Task goal:
Every line that contains the word "React" should be copied out.

Rows from a dataset of pages and code
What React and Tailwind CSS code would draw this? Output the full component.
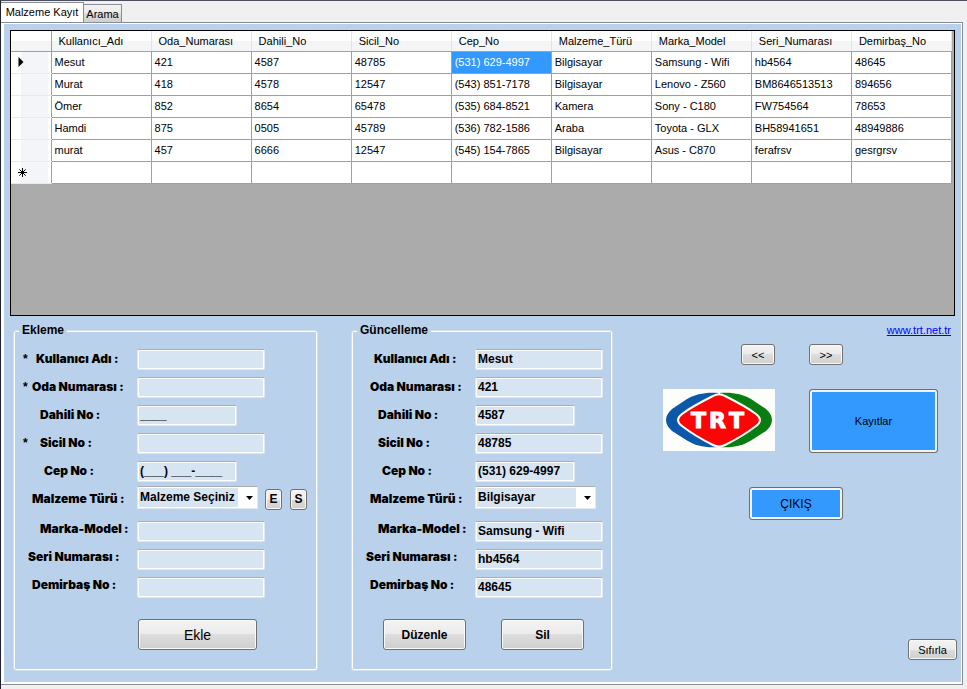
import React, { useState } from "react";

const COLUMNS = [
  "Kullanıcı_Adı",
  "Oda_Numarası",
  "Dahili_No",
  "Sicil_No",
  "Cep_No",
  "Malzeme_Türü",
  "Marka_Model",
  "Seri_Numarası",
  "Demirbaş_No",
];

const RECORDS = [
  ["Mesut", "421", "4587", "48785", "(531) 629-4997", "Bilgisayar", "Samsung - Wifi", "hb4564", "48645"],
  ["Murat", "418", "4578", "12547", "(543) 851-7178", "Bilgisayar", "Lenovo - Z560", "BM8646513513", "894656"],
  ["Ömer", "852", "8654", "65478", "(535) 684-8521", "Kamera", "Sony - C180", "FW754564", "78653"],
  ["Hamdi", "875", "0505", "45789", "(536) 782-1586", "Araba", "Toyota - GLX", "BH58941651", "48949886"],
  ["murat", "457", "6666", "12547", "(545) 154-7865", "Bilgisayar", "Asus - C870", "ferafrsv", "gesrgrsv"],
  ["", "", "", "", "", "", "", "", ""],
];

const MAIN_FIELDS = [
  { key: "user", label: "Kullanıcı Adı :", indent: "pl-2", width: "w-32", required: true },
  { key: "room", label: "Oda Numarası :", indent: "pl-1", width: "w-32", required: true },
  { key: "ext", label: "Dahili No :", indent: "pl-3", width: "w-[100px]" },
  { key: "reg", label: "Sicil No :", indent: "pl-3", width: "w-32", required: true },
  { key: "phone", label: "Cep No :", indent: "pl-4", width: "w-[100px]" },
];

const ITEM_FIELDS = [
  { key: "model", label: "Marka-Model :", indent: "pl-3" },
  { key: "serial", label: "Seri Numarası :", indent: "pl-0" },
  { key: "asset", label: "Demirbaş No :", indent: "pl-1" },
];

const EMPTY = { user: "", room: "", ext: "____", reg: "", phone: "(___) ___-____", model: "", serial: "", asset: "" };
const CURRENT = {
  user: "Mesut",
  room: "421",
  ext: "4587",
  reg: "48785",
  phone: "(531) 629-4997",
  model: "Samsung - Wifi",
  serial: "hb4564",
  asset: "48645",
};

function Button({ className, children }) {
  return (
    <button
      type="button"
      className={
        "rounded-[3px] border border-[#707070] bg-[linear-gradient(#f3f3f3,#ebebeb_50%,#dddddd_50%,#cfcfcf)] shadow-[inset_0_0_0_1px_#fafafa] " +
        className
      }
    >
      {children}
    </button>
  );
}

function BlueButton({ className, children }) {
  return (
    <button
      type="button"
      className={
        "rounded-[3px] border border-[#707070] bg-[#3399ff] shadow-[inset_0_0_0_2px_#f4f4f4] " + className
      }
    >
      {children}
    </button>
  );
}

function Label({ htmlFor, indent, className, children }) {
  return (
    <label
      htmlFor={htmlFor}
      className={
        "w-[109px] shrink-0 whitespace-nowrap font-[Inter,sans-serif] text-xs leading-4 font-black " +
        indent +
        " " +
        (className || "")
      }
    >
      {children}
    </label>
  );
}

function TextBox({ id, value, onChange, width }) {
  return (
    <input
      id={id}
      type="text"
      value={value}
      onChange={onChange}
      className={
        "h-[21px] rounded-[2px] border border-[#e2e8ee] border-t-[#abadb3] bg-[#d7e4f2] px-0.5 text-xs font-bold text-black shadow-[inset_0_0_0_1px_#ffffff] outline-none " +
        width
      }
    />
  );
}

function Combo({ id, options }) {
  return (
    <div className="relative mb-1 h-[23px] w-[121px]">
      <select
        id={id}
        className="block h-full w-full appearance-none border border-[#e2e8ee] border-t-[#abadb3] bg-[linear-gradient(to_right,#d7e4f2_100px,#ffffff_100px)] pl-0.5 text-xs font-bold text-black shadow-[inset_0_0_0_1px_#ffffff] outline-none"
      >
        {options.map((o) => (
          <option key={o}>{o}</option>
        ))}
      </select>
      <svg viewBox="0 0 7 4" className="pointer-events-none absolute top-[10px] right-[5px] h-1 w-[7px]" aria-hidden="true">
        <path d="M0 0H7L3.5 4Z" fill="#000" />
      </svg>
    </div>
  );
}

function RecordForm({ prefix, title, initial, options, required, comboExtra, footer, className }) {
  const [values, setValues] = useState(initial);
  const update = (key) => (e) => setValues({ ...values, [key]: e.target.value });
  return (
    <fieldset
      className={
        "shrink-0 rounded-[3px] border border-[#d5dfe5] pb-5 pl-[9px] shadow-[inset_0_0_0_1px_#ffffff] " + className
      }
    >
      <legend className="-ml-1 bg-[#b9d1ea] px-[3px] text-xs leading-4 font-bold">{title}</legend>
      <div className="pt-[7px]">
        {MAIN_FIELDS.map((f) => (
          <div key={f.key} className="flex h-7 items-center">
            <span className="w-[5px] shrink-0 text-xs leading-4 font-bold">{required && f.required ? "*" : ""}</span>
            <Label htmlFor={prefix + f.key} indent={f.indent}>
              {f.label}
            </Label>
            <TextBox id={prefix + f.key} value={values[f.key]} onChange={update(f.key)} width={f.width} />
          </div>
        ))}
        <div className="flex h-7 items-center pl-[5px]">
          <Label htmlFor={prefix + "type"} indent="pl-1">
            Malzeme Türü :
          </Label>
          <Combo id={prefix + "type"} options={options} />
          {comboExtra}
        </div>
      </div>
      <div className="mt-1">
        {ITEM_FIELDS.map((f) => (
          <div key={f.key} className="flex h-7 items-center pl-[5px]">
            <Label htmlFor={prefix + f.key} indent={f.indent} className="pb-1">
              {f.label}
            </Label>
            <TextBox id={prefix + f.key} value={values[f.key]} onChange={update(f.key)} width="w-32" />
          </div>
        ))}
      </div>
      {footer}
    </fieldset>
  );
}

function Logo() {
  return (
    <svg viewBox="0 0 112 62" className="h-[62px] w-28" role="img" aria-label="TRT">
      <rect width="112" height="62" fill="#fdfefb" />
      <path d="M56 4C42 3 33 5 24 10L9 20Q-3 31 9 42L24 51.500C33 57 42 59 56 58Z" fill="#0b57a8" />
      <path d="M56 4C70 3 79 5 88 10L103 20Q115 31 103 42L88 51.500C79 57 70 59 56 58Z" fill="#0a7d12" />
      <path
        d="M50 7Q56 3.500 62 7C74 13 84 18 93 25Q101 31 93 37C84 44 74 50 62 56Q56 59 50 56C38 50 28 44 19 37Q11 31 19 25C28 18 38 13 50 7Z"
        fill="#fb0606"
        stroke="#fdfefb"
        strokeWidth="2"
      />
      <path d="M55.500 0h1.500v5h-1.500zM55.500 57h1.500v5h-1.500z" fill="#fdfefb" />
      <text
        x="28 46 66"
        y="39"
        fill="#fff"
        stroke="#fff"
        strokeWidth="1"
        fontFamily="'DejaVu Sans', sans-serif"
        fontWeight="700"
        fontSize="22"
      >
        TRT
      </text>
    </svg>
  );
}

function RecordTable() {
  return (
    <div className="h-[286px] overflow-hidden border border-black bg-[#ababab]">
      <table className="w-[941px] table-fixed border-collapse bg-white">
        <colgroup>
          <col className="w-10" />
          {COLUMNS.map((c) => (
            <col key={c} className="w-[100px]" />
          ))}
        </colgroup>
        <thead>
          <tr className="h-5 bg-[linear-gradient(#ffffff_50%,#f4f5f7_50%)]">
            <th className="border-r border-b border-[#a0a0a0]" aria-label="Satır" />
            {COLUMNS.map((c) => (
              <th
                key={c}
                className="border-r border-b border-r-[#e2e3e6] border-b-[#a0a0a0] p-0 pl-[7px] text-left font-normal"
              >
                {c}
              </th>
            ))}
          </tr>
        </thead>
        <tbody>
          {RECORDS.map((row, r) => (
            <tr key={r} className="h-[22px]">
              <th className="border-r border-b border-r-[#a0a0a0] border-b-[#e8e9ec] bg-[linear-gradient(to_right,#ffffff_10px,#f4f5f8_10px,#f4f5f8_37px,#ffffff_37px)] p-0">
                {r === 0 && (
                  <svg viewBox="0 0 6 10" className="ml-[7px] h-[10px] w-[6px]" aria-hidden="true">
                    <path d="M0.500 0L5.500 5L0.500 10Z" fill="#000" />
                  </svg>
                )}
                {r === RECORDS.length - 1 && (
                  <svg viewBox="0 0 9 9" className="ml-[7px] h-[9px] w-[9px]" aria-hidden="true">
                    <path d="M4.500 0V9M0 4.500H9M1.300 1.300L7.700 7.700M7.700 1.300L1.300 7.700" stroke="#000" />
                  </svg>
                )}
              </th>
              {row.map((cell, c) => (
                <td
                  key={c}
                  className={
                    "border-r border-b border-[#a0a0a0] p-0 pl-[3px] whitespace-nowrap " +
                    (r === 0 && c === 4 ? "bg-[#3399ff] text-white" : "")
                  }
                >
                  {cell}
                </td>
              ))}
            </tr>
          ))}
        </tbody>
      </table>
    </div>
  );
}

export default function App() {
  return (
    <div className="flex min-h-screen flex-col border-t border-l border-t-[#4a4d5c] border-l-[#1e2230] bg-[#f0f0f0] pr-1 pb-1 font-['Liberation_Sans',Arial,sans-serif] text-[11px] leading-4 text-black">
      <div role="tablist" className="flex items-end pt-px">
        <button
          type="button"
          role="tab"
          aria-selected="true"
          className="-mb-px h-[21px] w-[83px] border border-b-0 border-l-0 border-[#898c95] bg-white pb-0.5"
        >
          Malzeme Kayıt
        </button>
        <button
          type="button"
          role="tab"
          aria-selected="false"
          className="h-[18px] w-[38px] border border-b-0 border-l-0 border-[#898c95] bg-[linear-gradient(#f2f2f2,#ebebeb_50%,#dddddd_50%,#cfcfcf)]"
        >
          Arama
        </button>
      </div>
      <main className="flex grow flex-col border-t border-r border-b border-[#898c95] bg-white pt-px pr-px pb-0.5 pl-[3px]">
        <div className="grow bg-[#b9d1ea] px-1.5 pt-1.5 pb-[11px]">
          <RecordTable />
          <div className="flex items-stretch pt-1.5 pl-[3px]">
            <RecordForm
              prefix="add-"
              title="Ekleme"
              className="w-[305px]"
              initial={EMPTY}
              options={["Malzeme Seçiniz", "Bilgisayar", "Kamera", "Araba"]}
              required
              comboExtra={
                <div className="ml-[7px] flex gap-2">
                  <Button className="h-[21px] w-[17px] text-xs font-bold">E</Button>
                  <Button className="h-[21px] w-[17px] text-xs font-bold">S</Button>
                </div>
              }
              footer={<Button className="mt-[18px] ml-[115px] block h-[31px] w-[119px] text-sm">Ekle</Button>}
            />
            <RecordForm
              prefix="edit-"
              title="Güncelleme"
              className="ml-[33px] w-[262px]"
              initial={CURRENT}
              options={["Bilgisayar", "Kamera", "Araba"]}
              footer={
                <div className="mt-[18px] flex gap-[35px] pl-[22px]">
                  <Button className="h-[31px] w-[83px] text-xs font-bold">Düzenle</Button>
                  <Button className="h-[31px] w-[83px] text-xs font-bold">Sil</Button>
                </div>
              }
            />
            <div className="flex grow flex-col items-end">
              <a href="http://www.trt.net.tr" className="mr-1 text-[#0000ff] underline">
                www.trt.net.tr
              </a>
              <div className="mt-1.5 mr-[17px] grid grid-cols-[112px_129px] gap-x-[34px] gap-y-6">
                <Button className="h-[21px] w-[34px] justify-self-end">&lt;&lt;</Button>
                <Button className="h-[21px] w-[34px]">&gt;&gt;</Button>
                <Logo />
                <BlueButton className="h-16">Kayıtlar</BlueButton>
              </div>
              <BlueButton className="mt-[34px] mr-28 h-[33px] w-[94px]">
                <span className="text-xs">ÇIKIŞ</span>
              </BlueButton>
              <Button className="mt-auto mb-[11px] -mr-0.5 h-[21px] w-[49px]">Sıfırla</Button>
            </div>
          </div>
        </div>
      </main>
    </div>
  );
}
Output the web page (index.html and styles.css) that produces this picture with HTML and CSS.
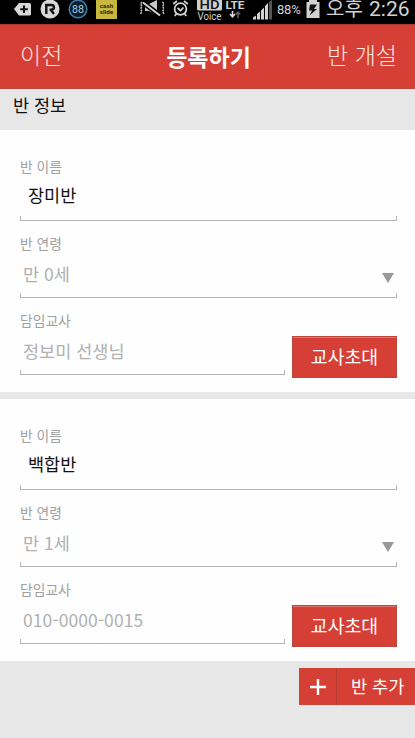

Exercise answer:
What React and Tailwind CSS code would draw this? Output the full component.
import React, { useState } from "react";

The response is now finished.